Certains n’ont pas conscience du danger. Alors qu’auparavant chacun prétendait agir pour l’environnement, pour le climat et avoir un volet assez étoffé dans son programme concernant ces sujets, aujourd’hui, on voit bien qu’il y a une forme de recul quant à l’importance de ces enjeux. C’est extrêmement préoccupant, parce que des populations sont en danger, et des professionnels ne sont pas équipés comme il le faudrait. Nous savons qu’il faudrait équiper nos pompiers de plusieurs hélicoptères pour qu’ils puissent intervenir efficacement sur certains feux, mais ils n’ont pas ce matériel à disposition.
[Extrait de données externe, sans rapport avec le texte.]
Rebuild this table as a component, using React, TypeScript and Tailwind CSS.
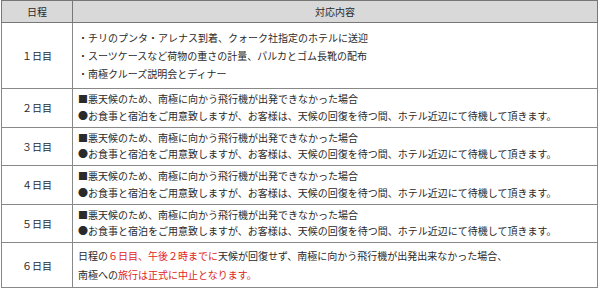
const rainRow = [
  "■悪天候のため、南極に向かう飛行機が出発できなかった場合",
  "●お食事と宿泊をご用意致しますが、お客様は、天候の回復を待つ間、ホテル近辺にて待機して頂きます。",
]

const days = ["２日目", "３日目", "４日目", "５日目"]

export default function App() {
  return (
    <div
      className="h-[292px] w-[600px] bg-white text-[10px] text-[#2a2a2a]"
      style={{ fontFamily: '"Noto Sans CJK JP", sans-serif' }}
    >
      <table className="ml-px w-[597px] table-fixed border-collapse border border-[#555]">
        <colgroup>
          <col className="w-[71px]" />
          <col />
        </colgroup>
        <thead>
          <tr className="h-[22px] bg-[#d9d9d9]">
            <th className="border border-[#777] font-normal">日程</th>
            <th className="border border-[#777] font-normal">対応内容</th>
          </tr>
        </thead>
        <tbody>
          <tr className="h-[66px]">
            <td className="border border-[#888] text-center">１日目</td>
            <td className="border border-[#888] px-[5px] leading-[18px]">
              <div>・チリのプンタ・アレナス到着、クォーク社指定のホテルに送迎</div>
              <div>・スーツケースなど荷物の重さの計量、パルカとゴム長靴の配布</div>
              <div>・南極クルーズ説明会とディナー</div>
            </td>
          </tr>
          {days.map((d) => (
            <tr key={d} className="h-[38.5px]">
              <td className="border border-[#888] text-center">{d}</td>
              <td className="border border-[#888] px-[5px] leading-[16.5px]">
                {rainRow.map((t) => (
                  <div key={t}>{t}</div>
                ))}
              </td>
            </tr>
          ))}
          <tr className="h-[45px]">
            <td className="border border-[#888] text-center">６日目</td>
            <td className="border border-[#888] px-[5px] leading-[19px]">
              <div>
                日程の<span className="text-[#e02424]">６日目、午後２時までに</span>
                天候が回復せず、南極に向かう飛行機が出発出来なかった場合、
              </div>
              <div>
                南極への<span className="text-[#e02424]">旅行は正式に中止となります。</span>
              </div>
            </td>
          </tr>
        </tbody>
      </table>
    </div>
  )
}
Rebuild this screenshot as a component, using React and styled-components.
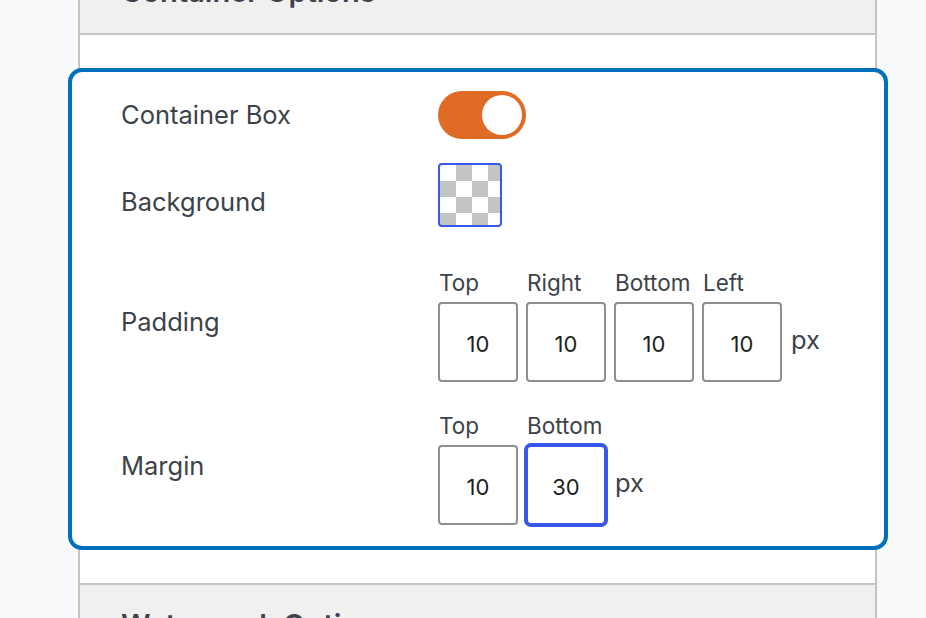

Des investissements stratégiques doivent aussi être pensés dans ce registre-là, et pas uniquement dans le volet purement militaire, alors que certains investissements pourraient, en fait, relever de l’un et de l’autre. Dans quelle mesure pouvez-vous aussi implémenter cette dimension-là dans les plans stratégiques de votre collègue Francken?
Ce n’est pas avec des tanks qu’on va éteindre des incendies et des feux de forêt géants. Or, cette menace-là, elle est ici et maintenant.
Vous avez un rôle de coordination et votre mission est par nature compliquée, parce qu’elle est éminemment dépendante de la bonne volonté de vos collègues aux différents niveaux. Mais votre mission consiste aussi à donner un cap et à ouvrir la voie avec des initiatives concrètes. Et nous avons parfois du mal à les entendre. On entend qu’il y a la volonté d’activer des collègues européens, d’activer les communes, les provinces, les autres ministres. Je pense que nous devrions pouvoir lire, ici au Parlement, le plan que vous voulez suivre dans les prochaines années.
Concernant les courriers, vous pouvez dire à vos collègues qu’on vous aurait de toute façon demandé qui avait répondu ou pas. Donc, vous n’aurez pas forcément le mauvais rôle dans cette affaire.
Merci, monsieur le ministre. J’espère pour vous que de nombreux feux ne se déclencheront pas cet été, parce que, sinon, vous allez avoir peu de vacances pendant les semaines qui viennent. Sinon, je vous souhaite quand même de bons congés.